Four years on my year group are on the final leg of their journey through secondary school. They nearly broke me in year 9 when puberty arrived with a vengeance. It was hard to watch the children I had been entrusted to support in year 7 turn into these unrecognisable quasi-adults struggling for independence and some sort of control over their lives. It was all forgiven in year 10 when they made me so proud during “suited and booted” day and their work experience that followed. I have had 2 students successfully complete a pastoral support plan and been witness to the fresh start of 3 students in my year group. Two of them from the PRU and the third was a managed move from another local school. All five are making good progress and predicted to do well in the summer. I have said goodbye to a number of students, 45 in total which is quite high. Most of these either moved to another country or were moved to another borough (as a result of government changes relating to housing and benefits). Five were found more appropriate provision where their highly specific needs were better catered for. Six were given a fresh start at another school and most are doing well. Unfortunately one was permanently excluded.
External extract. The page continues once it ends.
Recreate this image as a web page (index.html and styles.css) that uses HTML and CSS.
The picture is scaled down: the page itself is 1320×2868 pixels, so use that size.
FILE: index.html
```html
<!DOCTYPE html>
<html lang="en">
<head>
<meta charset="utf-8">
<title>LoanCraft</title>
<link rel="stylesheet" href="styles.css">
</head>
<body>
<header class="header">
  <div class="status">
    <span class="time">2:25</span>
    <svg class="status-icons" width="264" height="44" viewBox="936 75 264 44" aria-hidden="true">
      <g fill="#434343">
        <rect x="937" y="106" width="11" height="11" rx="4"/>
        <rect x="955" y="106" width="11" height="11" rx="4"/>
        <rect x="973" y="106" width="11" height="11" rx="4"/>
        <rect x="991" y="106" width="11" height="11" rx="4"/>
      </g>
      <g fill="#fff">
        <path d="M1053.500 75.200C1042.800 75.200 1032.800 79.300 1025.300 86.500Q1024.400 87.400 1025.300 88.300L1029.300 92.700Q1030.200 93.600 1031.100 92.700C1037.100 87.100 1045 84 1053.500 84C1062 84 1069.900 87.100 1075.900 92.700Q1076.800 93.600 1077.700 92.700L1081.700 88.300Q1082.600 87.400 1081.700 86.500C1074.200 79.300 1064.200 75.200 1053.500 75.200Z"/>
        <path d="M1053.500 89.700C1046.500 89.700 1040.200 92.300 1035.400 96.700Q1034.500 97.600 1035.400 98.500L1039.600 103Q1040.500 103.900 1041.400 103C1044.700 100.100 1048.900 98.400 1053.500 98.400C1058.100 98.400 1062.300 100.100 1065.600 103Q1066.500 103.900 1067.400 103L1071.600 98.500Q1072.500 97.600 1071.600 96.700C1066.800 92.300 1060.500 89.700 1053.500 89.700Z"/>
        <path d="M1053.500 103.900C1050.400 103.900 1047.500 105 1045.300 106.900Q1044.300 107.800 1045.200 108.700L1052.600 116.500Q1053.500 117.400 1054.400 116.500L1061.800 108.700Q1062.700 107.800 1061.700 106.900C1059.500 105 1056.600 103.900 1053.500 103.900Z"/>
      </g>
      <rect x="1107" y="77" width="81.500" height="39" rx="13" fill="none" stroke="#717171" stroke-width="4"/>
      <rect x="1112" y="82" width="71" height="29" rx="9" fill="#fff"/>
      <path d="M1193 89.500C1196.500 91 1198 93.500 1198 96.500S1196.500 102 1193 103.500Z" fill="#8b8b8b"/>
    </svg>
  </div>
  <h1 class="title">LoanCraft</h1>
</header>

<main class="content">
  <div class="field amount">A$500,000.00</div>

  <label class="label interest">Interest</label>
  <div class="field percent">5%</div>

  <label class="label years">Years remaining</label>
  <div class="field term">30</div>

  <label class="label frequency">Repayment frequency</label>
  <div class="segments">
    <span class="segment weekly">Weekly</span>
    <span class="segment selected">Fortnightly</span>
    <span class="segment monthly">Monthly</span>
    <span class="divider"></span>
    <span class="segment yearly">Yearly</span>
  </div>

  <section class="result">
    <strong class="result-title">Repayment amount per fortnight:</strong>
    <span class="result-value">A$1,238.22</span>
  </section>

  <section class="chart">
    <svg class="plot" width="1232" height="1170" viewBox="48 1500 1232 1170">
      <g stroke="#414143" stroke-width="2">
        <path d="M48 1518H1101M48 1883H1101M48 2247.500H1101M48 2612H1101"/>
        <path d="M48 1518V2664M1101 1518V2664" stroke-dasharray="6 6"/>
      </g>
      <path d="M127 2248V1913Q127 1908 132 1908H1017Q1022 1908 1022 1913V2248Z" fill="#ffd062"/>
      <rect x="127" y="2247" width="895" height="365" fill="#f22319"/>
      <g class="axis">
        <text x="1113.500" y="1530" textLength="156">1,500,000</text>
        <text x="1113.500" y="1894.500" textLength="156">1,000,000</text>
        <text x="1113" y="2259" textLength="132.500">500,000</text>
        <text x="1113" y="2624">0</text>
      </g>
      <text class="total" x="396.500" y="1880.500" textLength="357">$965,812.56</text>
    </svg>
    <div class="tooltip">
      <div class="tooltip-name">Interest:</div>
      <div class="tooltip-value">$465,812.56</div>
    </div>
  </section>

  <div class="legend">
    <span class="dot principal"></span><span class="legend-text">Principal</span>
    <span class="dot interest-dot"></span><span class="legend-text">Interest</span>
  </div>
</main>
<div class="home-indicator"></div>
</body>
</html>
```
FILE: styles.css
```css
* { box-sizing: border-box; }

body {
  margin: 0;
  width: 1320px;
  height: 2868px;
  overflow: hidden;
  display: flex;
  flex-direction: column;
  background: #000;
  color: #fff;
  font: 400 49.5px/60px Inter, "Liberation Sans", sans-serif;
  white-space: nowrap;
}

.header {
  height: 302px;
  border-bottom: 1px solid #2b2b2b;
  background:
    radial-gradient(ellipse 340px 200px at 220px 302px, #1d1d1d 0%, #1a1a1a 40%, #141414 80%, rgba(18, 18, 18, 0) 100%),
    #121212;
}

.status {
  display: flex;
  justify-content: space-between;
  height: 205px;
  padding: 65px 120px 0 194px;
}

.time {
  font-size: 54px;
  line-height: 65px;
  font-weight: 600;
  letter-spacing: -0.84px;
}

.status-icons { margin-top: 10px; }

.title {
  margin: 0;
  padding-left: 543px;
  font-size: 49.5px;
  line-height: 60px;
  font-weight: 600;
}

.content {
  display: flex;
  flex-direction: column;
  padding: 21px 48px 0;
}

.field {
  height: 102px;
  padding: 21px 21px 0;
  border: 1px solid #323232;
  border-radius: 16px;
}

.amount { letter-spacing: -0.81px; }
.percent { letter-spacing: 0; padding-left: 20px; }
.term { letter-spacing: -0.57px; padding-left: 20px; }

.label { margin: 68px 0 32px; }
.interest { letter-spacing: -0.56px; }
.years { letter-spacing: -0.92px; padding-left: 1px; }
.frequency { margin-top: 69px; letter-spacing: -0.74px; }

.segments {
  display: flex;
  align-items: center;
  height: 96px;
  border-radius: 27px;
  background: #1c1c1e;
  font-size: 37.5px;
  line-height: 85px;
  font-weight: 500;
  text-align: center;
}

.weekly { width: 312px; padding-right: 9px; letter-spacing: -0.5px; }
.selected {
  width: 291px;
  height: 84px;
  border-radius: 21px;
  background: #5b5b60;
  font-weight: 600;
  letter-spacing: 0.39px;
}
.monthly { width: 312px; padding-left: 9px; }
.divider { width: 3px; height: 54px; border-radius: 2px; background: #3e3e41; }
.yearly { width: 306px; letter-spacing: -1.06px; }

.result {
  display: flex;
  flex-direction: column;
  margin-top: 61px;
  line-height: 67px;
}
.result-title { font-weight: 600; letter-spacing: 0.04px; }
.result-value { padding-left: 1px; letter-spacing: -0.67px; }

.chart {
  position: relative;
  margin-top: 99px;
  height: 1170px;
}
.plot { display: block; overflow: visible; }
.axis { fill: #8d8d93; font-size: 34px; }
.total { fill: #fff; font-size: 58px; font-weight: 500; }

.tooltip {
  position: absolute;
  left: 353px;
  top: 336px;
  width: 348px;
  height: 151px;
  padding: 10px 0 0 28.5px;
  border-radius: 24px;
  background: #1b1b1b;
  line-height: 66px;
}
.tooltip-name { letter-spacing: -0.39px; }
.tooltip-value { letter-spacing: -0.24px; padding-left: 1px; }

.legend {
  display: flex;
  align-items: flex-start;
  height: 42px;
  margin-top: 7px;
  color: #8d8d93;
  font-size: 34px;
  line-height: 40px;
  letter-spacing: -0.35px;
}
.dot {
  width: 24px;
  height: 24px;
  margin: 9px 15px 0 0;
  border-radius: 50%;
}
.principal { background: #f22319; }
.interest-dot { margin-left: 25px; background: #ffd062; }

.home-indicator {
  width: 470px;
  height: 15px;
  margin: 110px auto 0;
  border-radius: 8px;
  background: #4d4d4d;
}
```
I remember when I first announced I wanted to be a head of year. Not one response was positive. Some of the things said to me were “its a really tough job, you won’t get any satisfaction.” “Look how many people apply for these posts that should tell you something” “you won’t get any recognition and you won’t get any thanks” “why on earth would you want to deal with poor behaviour all day” “you will loose your work life balance”. None of these responses were made by a head of year and that probably says something about the role. People perceive the job to be one filled with negativity, dealing with poor behaviour all the time, not recognised as an important role within the school (except when you then have a real issue with a child a head straight for the head of year)! I am glad I ignored all the negative comments because from my perspective it is the best job I have had. It took a while for me to adjust to my new role and for a while my work-life balance was out of whack but all I needed was patience and experience to redress the balance. Yes I deal with behaviour issues, and it can be difficult to plan tasks during my frees (there is no such thing as “free time” in my line of work!) but I am not doing this by myself. I have a team of tutors, an assistant head of year and a pastoral support advisor to call upon should the need arise. I also have a line manager who I can ask to support. The work that my team have done with my year group has been recognised at all levels in the school and I know that it is valued.

As I prepare my year 11s to get through the stress of their final year I truly understand that I have one of the most important roles in the school. The best pastoral care is like the glue holding everything together; you only notice once the glue starts to lose it’s stick.

2 thoughts on “Reflections on Becoming a Head of Year.

  1. Great post! I can empathise with many of the points you raise having completed my pastoral journey last year. Good luck on the final leg of the journey – it will be tough but so very rewarding.